Come usare questa conoscenza nella pratica
Okay, ricapitoliamo tutto in termini pratici. Come puoi usare questa conoscenza nella vita reale senza trasformarti in un analista ossessivo di ogni micro-gesto? Prima di tutto: auto-monitoraggio compassionevole. Quando ti accorgi di toccarti il viso durante una conversazione, usalo come un piccolo promemoria gentile. Il tuo corpo ti sta dicendo qualcosa. Forse quella conversazione ti mette più sotto pressione di quanto pensassi. Forse quella persona ti rende più nervoso di quanto vorresti ammettere. Usa il gesto come punto di partenza per un check-in emotivo onesto con te stesso: “Come mi sento davvero in questo momento? Cosa sta succedendo dentro di me?”

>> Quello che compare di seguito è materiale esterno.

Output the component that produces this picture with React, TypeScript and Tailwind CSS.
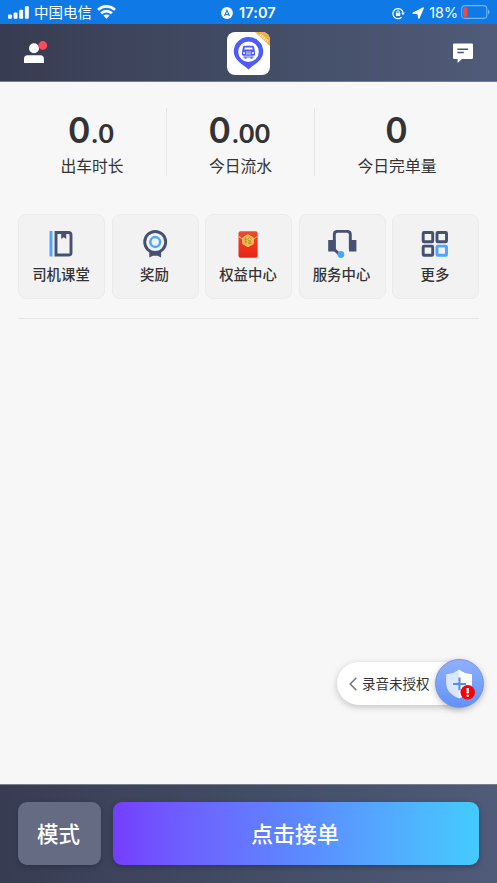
import type { ReactNode } from 'react';

const navy = '#465070';
const sky = '#4ca6ff';

function StatusBar() {
  return (
    <div className="relative flex h-6 items-center justify-between bg-[#0f7ae5] pl-2 pr-[7px] text-white">
      <div className="flex items-center">
        <svg width="21" height="13" viewBox="0 0 21 13" fill="#fff">
          <rect x="0" y="8.6" width="3.9" height="4.2" rx="1" />
          <rect x="5.6" y="6.6" width="3.9" height="6.2" rx="1" />
          <rect x="11.2" y="3.8" width="3.9" height="9" rx="1" />
          <rect x="16.9" y="0.2" width="3.9" height="12.6" rx="1" />
        </svg>
        <span className="ml-[5px] text-[14.5px] leading-6">中国电信</span>
        <svg className="ml-[5px] -mt-px" width="19" height="14" viewBox="0 0 19 14" fill="none" stroke="#fff" strokeWidth="2.7">
          <path d="M1 4.9C5.8.3 13.2.3 18 4.9" />
          <path d="M4.1 8.2c3.1-2.9 7.7-2.9 10.8 0" />
          <path d="M6.4 10.6c1.8-1.6 4.4-1.6 6.2 0L9.5 13.7z" fill="#fff" stroke="none" />
        </svg>
      </div>

      <div className="absolute left-[221px] top-0 flex h-6 items-center">
        <svg className="mt-[2px]" width="12" height="12" viewBox="0 0 12 12">
          <circle cx="6" cy="6" r="5.9" fill="#fff" />
          <path d="M6 2l3.2 7.2L6 7.8 2.8 9.2z" fill="#0f7ae5" />
          <path d="M6 4.6l1 2.4H5z" fill="#fff" />
        </svg>
        <span className="ml-[6px] mt-[2px] font-['Inter'] text-[14.5px] font-semibold leading-6 tracking-[0.1px]">17:07</span>
      </div>

      <div className="flex items-center">
        <svg className="mt-[2px]" width="13" height="13" viewBox="0 0 13 13" fill="none" stroke="#fff" strokeWidth="1.2">
          <path d="M9.6 10.3A5.1 5.1 0 1 1 11.1 6" />
          <path d="M9.300 5.800h3.600L11 8.200z" fill="#fff" stroke="none" />
          <rect x="3.900" y="5.700" width="4.300" height="3.400" rx=".5" fill="#fff" stroke="none" />
          <path d="M4.800 6V4.900a1.250 1.250 0 0 1 2.500 0V6" strokeWidth=".9" />
        </svg>
        <svg className="ml-[7px] mt-px" width="12" height="12" viewBox="0 0 12 12" fill="#fff" stroke="#fff" strokeWidth="1.200" strokeLinejoin="round">
          <path d="M.9 6.200L11.300.9 6.900 11.300 6 6.600z" />
        </svg>
        <span className="ml-[5px] mt-[2px] font-['Inter'] text-[14.300px] leading-6">18%</span>
        <svg className="ml-[3px]" width="29" height="14" viewBox="0 0 29 14">
          <rect x=".6" y=".6" width="25.200" height="12.800" rx="3.200" fill="none" stroke="#77b3f1" strokeWidth="1.100" />
          <rect x="2.200" y="2.200" width="4.300" height="9.600" rx="1.400" fill="#fb4540" />
          <path d="M27 4.600c2 .8 2 4 0 4.800z" fill="#77b3f1" />
        </svg>
      </div>
    </div>
  );
}

function AppLogo() {
  return (
    <svg className="mt-px" width="43" height="43" viewBox="0 0 43 43">
      <defs>
        <clipPath id="tile">
          <rect width="43" height="43" rx="8" />
        </clipPath>
      </defs>
      <g clipPath="url(#tile)">
        <rect width="43" height="43" fill="#fff" />
        <path d="M28 0h15v14z" fill="#eeb046" />
        <path d="M33 2.500l8 7" stroke="#fbe3ae" strokeWidth="2.600" strokeDasharray="1.600 .8" />
        <path d="M21.500 37.500C17 33 6.800 28.500 6.800 19.700a14.700 14.700 0 0 1 29.400 0C36.200 28.500 26 33 21.500 37.500z" fill="#4d5bf8" />
        <circle cx="21.500" cy="19.700" r="10.300" fill="#fff" />
        <path d="M17.500 13.800h8q1.500 0 1.700 1.500l.6 3.700h-12.600l.6-3.700q.2-1.500 1.700-1.500z" fill="#4d5bf8" />
        <path d="M17.800 15.400h7.500l.4 2H17.300z" fill="#fff" />
        <rect x="15" y="18.400" width="13" height="5.400" rx="1.600" fill="#4d5bf8" />
        <path d="M18.800 20h5.400M18.800 21.900h5.400" stroke="#fff" strokeWidth=".8" />
        <circle cx="17" cy="21" r="1" fill="#fff" />
        <circle cx="26" cy="21" r="1" fill="#fff" />
        <path d="M16.500 25h10" stroke="#4d5bf8" strokeWidth="1.200" />
        <path d="M17.500 26h2M23.500 26h2" stroke="#4d5bf8" strokeWidth="1.600" />
      </g>
    </svg>
  );
}

function Header() {
  return (
    <header className="flex h-[58px] items-center justify-between border-b border-[#777c8c] bg-linear-to-r from-[#383c52] via-[#424c65] to-[#505b79] px-6">
      {/* profile with unread dot */}
      <svg width="24" height="24" viewBox="0 0 24 24">
        <circle cx="10" cy="7.300" r="5" fill="#fff" />
        <path d="M0 22v-4q0-3.700 3.600-3.700h12.700q3.600 0 3.600 3.700v4z" fill="#fff" />
        <circle cx="18.800" cy="4.500" r="4.400" fill="#fe4b57" />
      </svg>
      <AppLogo />
      <svg width="24" height="20" viewBox="0 0 24 20">
        <path d="M5.200.5h17.600q1.200 0 1.200 1.200v13.100q0 1.200-1.200 1.200H13l-4.400 4v-4H5.200Q4 16 4 14.800V1.700Q4 .5 5.200.5z" fill="#fff" />
        <path d="M8.400 6.200h10.700M8.400 9.500h6.400" stroke="#4a546f" strokeWidth="1.500" />
      </svg>
    </header>
  );
}

interface StatProps {
  value: string;
  decimals?: string;
  label: string;
}

function Stat({ value, decimals, label }: StatProps) {
  return (
    <div className="flex h-[68px] flex-col items-center">
      <div className="mt-[2px] -ml-px flex h-[38px] items-baseline font-['Lato'] text-[36px] font-bold leading-[38px] text-[#333]">
        <span>{value}</span>
        {decimals && <span className="ml-[2px] text-[26.500px] tracking-[0.500px]">{decimals}</span>}
      </div>
      <p className="mt-[6px] text-[15.800px] leading-6 text-[#333]">{label}</p>
    </div>
  );
}

function BookIcon() {
  return (
    <svg width="28" height="28" viewBox="0 0 28 28">
      <rect x="2.500" y="1" width="3" height="25.500" fill={sky} />
      <path d="M9 2.500h12.500q2.500 0 2.500 2.500v18q0 2-2.500 2H9z" fill="none" stroke={navy} strokeWidth="2.900" />
      <path d="M14.200 3h5v6l-2.500-1.800L14.200 9z" fill={navy} />
    </svg>
  );
}

function MedalIcon() {
  return (
    <svg width="28" height="28" viewBox="0 0 28 28">
      <path d="M8.300 20h11.800v7.500l-3.600-1.800h-4.600l-3.600 1.800z" fill={navy} />
      <circle cx="14.200" cy="12" r="10.500" fill="#f2f2f2" stroke={navy} strokeWidth="2.900" />
      <circle cx="14.200" cy="12" r="4.900" fill="none" stroke={sky} strokeWidth="2.500" />
    </svg>
  );
}

function RedPacketIcon() {
  return (
    <svg width="28" height="28" viewBox="0 0 28 28">
      <defs>
        <linearGradient id="packet" x1="0" y1="0" x2="0" y2="1">
          <stop offset="0" stopColor="#f04a30" />
          <stop offset=".35" stopColor="#f8381f" />
          <stop offset="1" stopColor="#e12818" />
        </linearGradient>
      </defs>
      <rect x="4.500" y="1.200" width="19.200" height="26.500" rx="2" fill="url(#packet)" />
      <path d="M4.500 6.500l9.500 5.500 9.500-5.500" fill="none" stroke="#f3b25a" strokeWidth="1.100" />
      <path d="M14 4.700l5.300 3v6.100l-5.300 3-5.300-3V7.700z" fill="#e9bc50" stroke="#f3cf74" strokeWidth=".8" />
      <path d="M11.700 7.500v6M10.500 9.300h2.400M10.500 12l2.400-.8M13.500 9.500l2-2 2 2M14 10.500h2.600v1.700h-2v1.300h3" fill="none" stroke="#c4831c" strokeWidth=".8" />
    </svg>
  );
}

function HeadsetIcon() {
  return (
    <svg width="30" height="28" viewBox="0 0 30 28">
      <path d="M7.300 19V4.500q0-3.100 3.200-3.100h9.600q3.200 0 3.200 3.100V19" fill="none" stroke={navy} strokeWidth="2.900" />
      <path d="M7.300 19.500l5.500 5.200" stroke={navy} strokeWidth="2.900" />
      <rect x="1.200" y="10" width="7.400" height="11.500" fill={navy} />
      <rect x="22" y="10" width="7.400" height="11.500" fill={navy} />
      <circle cx="13.900" cy="24.500" r="3.400" fill={sky} />
    </svg>
  );
}

function MoreIcon() {
  return (
    <svg width="28" height="28" viewBox="0 0 28 28" fill="none" stroke={navy} strokeWidth="2.900">
      <rect x="2.200" y="2.500" width="9.500" height="9.200" rx=".8" />
      <rect x="16" y="2.500" width="9.500" height="9.200" rx=".8" />
      <rect x="2.200" y="16.100" width="9.500" height="9.200" rx=".8" />
      <rect x="16" y="16.100" width="9.500" height="9.200" rx=".8" stroke={sky} />
    </svg>
  );
}

const shortcuts: { label: string; icon: ReactNode }[] = [
  { label: '司机课堂', icon: <BookIcon /> },
  { label: '奖励', icon: <MedalIcon /> },
  { label: '权益中心', icon: <RedPacketIcon /> },
  { label: '服务中心', icon: <HeadsetIcon /> },
  { label: '更多', icon: <MoreIcon /> },
];

function RecordingBadge() {
  return (
    <div className="absolute right-[13px] top-[659px] flex h-[49px] w-[147px] items-center">
      <div className="flex h-[43px] w-[125px] items-center rounded-l-full bg-white pl-[12px] shadow-[0_2px_7px_rgba(0,0,0,0.22)]">
        <svg width="8" height="14" viewBox="0 0 8 14" fill="none" stroke="#777" strokeWidth="1.500">
          <path d="M7.300.7L1.200 7l6.100 6.300" />
        </svg>
        <span className="-mt-[2px] ml-[5px] whitespace-nowrap text-[13.500px] leading-5 text-[#333]">录音未授权</span>
      </div>
      <div className="absolute right-0 top-0 flex h-[49px] w-[49px] items-center justify-center rounded-full border border-[#6f90dc] bg-linear-to-b from-[#90b0fd] to-[#6292f8] shadow-[0_2px_6px_rgba(0,0,0,0.25)]">
        <svg width="30" height="32" viewBox="0 0 30 32">
          <path d="M14 1.500Q20 6 27 6.200V16q0 9-13 14.500z" fill="#fff" />
          <path d="M14 1.500Q8 6 1.200 6.200V16q0 9 12.800 14.500z" fill="#dce7fe" />
          <path d="M14.500 9.500v12.800M8 16h13" stroke="#528cf5" strokeWidth="2.100" />
          <circle cx="22.700" cy="24.300" r="7.200" fill="#fb0007" />
          <path d="M22.700 20v5.300" stroke="#fff" strokeWidth="2.400" />
          <circle cx="22.700" cy="27.700" r="1.300" fill="#fff" />
        </svg>
      </div>
    </div>
  );
}

export default function App() {
  return (
    <div className="relative flex h-[883px] w-[497px] flex-col overflow-hidden bg-[#f7f7f7] font-['Noto_Sans_CJK_SC',sans-serif]">
      <StatusBar />
      <Header />

      <main className="flex-1 px-[18px]">
        <section className="mt-[26px] grid grid-cols-[149px_148px_164px] divide-x divide-[#e6e6e6]">
          <Stat value="0" decimals=".0" label="出车时长" />
          <Stat value="0" decimals=".00" label="今日流水" />
          <Stat value="0" label="今日完单量" />
        </section>

        <nav className="mt-[38px] grid grid-cols-5 gap-[6.500px] border-b border-[#e6e6e6] pb-[19px]">
          {shortcuts.map((item) => (
            <button
              key={item.label}
              className="flex h-[85px] flex-col items-center rounded-lg border border-[#ebebeb] bg-[#f2f2f2] pr-px pt-[15px]"
            >
              {item.icon}
              <span className="mt-[5px] text-[14.400px] font-medium leading-[22px] text-[#333]">{item.label}</span>
            </button>
          ))}
        </nav>
      </main>

      <RecordingBadge />

      <footer className="flex h-[99px] gap-3 border-t border-[#7b8090] bg-linear-to-r from-[#383c52] via-[#424c65] to-[#505b79] px-[18px] pt-[17px]">
        <button className="h-[63px] w-[83px] rounded-[9px] bg-[#646b83] pb-px pr-[2px] text-[21.500px] font-medium text-white shadow-[0_2px_5px_rgba(20,25,50,0.35)]">
          模式
        </button>
        <button className="h-[63px] flex-1 rounded-[9px] bg-linear-to-r from-[#743dff] via-[#5c87ff] to-[#43cbfe] pb-[3px] pr-[2px] text-[22px] font-medium text-white shadow-[0_2px_5px_rgba(20,25,50,0.35)]">
          点击接单
        </button>
      </footer>
    </div>
  );
}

Secondo punto: comunicazione più empatica. Quando noti questi segnali negli altri, puoi adattare il tuo approccio comunicativo. Se stai facendo una richiesta importante e vedi l’altra persona toccarsi ripetutamente il naso o la fronte, forse è il momento di rallentare, fare una pausa, chiedere come si sente. Questa sensibilità può trasformare radicalmente la qualità delle tue relazioni, sia personali che professionali. Non si tratta di manipolazione: si tratta di riconoscere l’umanità dell’altra persona e rispondere con empatia genuina.
Terzo punto: normalizza l’emozione. Ricordati sempre che questi gesti sono universali e normalissimi. Non sei debole se ti tocchi il viso quando sei nervoso. Non sei inadeguato se ti ritrovi a sfiorare il naso durante una conversazione difficile. Sei semplicemente umano. E riconoscere questa umanità condivisa, sia in te stesso che negli altri, è il primo passo verso relazioni più autentiche e compassionevoli.
Alla fine, quello che questi piccoli gesti automatici ci rivelano va molto oltre la semplice curiosità psicologica. Ci parlano di come siamo fatti come specie, di quanto corpo e mente siano profondamente interconnessi, di come anche i comportamenti più piccoli e apparentemente insignificanti abbiano un significato e uno scopo evolutivo preciso. Viviamo in un’epoca in cui c’è una pressione costante a controllare tutto, a sembrare sempre sicuri, sempre a posto, sempre perfetti. Ma il nostro corpo racconta una storia diversa e più vera. Ci ricorda che sotto la superficie ci sono emozioni, incertezze, vulnerabilità .
Toccarsi il viso durante una conversazione non è un difetto da correggere ossessivamente. È un promemoria che siamo creature complesse, che viviamo le emozioni non solo nella mente ma in tutto il corpo, e che abbiamo meccanismi meravigliosi, sviluppati nel corso di millenni di evoluzione, per prenderci cura di noi stessi anche nelle situazioni più stressanti. La prossima volta che ti sorprendi con la mano sul mento, le dita sul naso o i palmi sulla fronte durante una conversazione, sorridi. Non è un segnale di debolezza. È semplicemente il tuo corpo che, con una saggezza antica quanto la specie umana, sta facendo esattamente quello che dovrebbe fare: aiutarti a regolare le tue emozioni, a gestire lo stress, a trovare un equilibrio in mezzo alla complessità delle interazioni sociali.